Les applications de méditation et de bien-être : il existe de nombreuses applications comme Headspace ou Calm pour réaliser des séances de méditation rapide, réduisant le stress et augmentant la concentration.
Les applications de suivi d’activité physique : téléchargez des applications comme Fitbit ou Apple Health pour suivre votre activité physique et votre sommeil, ce qui influence positivement votre performance au travail.

Les outils de collaboration

Les outils de gestion de projets : collaborez sur des projets avec votre équipe, assignez des tâches, et suivez l’avancement des projets en temps réel directement depuis votre mobile. Asana et Monday.com sont les deux apps les plus connues.
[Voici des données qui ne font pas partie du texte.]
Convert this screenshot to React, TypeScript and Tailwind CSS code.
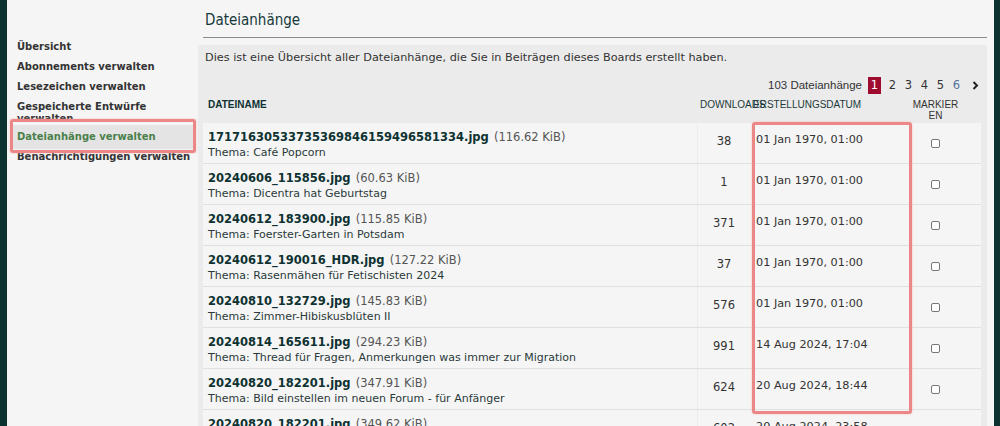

Des applications mobiles… pour moins utiliser le téléphone au travail ?

Si vous n’arrivez pas à réguler votre durée d’utilisation du téléphone au travail, c’est que vous êtes probablement (un peu) accro aux écrans. Mais rassurez-vous, vous êtes loin d’être la seule personne dans cette situation. Si bien qu’on voit émerger de plus en plus d’applications mobiles qui visent à vous aider à mieux réguler l’usage de votre mobile.

Voici 3 applis à tester :

Forest : pour rester concentré en vous encourageant à ne pas utiliser votre téléphone. Vous plantez un arbre virtuel qui pousse tant que vous n’utilisez pas votre téléphone. Si vous quittez l’application, l’arbre meurt. Au bout de 30 minutes sans interruption, un nouvel arbre pousse et peu à peu, une forêt apparaît, symbole de vos moments de concentration ininterrompus et de vos progrès.
Moment : cette application suit votre temps d’écran quotidien et fournit des statistiques précises pour vous donner une idée précise de votre niveau d’usage. Elle propose des défis pour réduire votre temps d’utilisation ainsi que des formations pour mieux gérer l’utilisation des écrans.
RescueTime : cette app’ fonctionne en arrière-plan pour suivre votre utilisation d’applications et de sites web. Elle fournit des rapports détaillés et vous permet de fixer des objectifs pour réduire votre temps d’écran. Sa particularité, c’est qu’elle offre une analyse approfondie de votre productivité, en identifiant les applications et sites web qui vous distraient le plus. Elle propose également des alertes pour vous avertir lorsque vous dépassez vos limites de temps d’écran.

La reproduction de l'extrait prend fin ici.